— Raw data —
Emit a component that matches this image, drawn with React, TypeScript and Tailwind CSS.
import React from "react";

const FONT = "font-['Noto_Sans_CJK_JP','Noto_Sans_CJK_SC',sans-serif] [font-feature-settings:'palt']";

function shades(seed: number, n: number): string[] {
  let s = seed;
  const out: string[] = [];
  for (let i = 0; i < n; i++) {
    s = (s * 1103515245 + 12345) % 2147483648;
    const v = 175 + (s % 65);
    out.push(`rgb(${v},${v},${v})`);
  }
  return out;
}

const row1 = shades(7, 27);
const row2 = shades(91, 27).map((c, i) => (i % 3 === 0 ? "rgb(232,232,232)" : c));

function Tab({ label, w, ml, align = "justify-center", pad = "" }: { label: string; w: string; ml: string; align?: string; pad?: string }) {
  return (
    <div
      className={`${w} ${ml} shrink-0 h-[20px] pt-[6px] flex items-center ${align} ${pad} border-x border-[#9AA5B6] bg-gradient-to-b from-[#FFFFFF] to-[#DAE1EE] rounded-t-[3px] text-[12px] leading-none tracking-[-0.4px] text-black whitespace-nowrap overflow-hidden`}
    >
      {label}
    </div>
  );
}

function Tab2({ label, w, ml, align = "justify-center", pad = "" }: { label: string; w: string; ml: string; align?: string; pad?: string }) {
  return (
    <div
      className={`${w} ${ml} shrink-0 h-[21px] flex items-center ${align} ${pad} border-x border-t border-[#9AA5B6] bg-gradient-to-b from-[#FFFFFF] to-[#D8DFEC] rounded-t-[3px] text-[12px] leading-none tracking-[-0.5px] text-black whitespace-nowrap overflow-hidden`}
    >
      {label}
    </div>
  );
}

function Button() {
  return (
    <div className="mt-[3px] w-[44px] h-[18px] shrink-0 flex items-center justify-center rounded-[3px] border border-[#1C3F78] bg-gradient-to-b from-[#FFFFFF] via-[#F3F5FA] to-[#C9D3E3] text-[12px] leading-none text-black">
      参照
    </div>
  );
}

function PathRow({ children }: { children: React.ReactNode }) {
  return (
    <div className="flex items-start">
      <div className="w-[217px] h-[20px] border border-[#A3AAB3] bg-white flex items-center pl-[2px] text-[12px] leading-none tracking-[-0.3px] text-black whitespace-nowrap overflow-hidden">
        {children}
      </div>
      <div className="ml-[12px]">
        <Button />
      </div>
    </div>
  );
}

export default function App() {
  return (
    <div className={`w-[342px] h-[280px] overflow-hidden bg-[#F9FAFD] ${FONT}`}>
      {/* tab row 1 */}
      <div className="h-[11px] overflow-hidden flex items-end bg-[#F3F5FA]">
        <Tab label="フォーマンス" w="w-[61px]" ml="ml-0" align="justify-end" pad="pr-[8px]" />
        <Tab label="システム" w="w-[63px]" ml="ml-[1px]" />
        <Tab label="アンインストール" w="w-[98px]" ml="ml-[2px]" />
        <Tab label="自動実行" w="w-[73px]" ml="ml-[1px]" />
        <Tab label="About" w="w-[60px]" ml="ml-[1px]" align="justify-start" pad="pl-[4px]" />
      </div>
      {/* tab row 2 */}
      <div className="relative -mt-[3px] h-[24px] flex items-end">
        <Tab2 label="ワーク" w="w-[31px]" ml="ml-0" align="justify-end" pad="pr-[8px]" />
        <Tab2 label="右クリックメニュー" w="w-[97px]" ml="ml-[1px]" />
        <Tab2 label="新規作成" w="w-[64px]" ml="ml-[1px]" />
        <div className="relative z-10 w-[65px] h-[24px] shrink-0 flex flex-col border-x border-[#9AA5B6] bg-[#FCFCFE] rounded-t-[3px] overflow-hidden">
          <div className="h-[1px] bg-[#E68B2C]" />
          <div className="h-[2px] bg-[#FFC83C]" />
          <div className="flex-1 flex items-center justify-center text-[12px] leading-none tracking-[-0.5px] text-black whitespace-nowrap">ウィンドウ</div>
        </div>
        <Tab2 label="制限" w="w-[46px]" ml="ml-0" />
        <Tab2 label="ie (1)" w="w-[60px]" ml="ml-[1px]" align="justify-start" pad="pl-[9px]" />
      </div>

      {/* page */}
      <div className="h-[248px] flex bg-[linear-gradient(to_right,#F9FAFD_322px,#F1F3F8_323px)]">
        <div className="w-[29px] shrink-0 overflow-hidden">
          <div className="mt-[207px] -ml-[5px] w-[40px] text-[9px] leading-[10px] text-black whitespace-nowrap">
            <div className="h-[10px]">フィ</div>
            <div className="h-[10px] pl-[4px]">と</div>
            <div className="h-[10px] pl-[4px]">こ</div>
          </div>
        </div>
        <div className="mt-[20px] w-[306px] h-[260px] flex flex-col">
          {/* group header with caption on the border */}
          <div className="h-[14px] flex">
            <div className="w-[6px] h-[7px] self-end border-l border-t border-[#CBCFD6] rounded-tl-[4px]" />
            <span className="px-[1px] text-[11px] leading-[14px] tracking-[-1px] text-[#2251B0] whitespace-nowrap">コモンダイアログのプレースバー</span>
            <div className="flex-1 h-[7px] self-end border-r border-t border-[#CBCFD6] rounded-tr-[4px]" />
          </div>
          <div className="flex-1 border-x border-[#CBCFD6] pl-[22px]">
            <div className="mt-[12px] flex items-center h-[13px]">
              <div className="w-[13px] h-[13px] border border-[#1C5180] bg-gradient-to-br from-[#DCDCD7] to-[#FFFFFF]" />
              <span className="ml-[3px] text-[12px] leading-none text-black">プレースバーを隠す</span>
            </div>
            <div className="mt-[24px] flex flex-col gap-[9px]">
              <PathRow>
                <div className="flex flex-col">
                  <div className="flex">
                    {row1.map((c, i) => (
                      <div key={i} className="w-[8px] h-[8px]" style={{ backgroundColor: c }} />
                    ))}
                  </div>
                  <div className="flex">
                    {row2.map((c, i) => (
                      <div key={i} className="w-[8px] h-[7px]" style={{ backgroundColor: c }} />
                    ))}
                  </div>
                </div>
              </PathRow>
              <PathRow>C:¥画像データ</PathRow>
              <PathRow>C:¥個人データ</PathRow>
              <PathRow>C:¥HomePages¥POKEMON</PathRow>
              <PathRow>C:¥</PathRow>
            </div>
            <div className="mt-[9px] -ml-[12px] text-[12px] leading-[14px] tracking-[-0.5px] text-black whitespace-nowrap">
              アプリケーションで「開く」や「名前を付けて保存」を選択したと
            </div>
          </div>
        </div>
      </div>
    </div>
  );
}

==

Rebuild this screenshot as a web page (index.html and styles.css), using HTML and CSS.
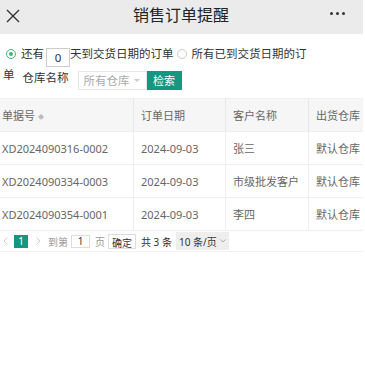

— Problem to solve —
Copy all lines from the material that include "with".

— Answer to this problem —
Emit a component that matches this image, drawn with React, TypeScript and Tailwind CSS.
          {/* group header with caption on the border */}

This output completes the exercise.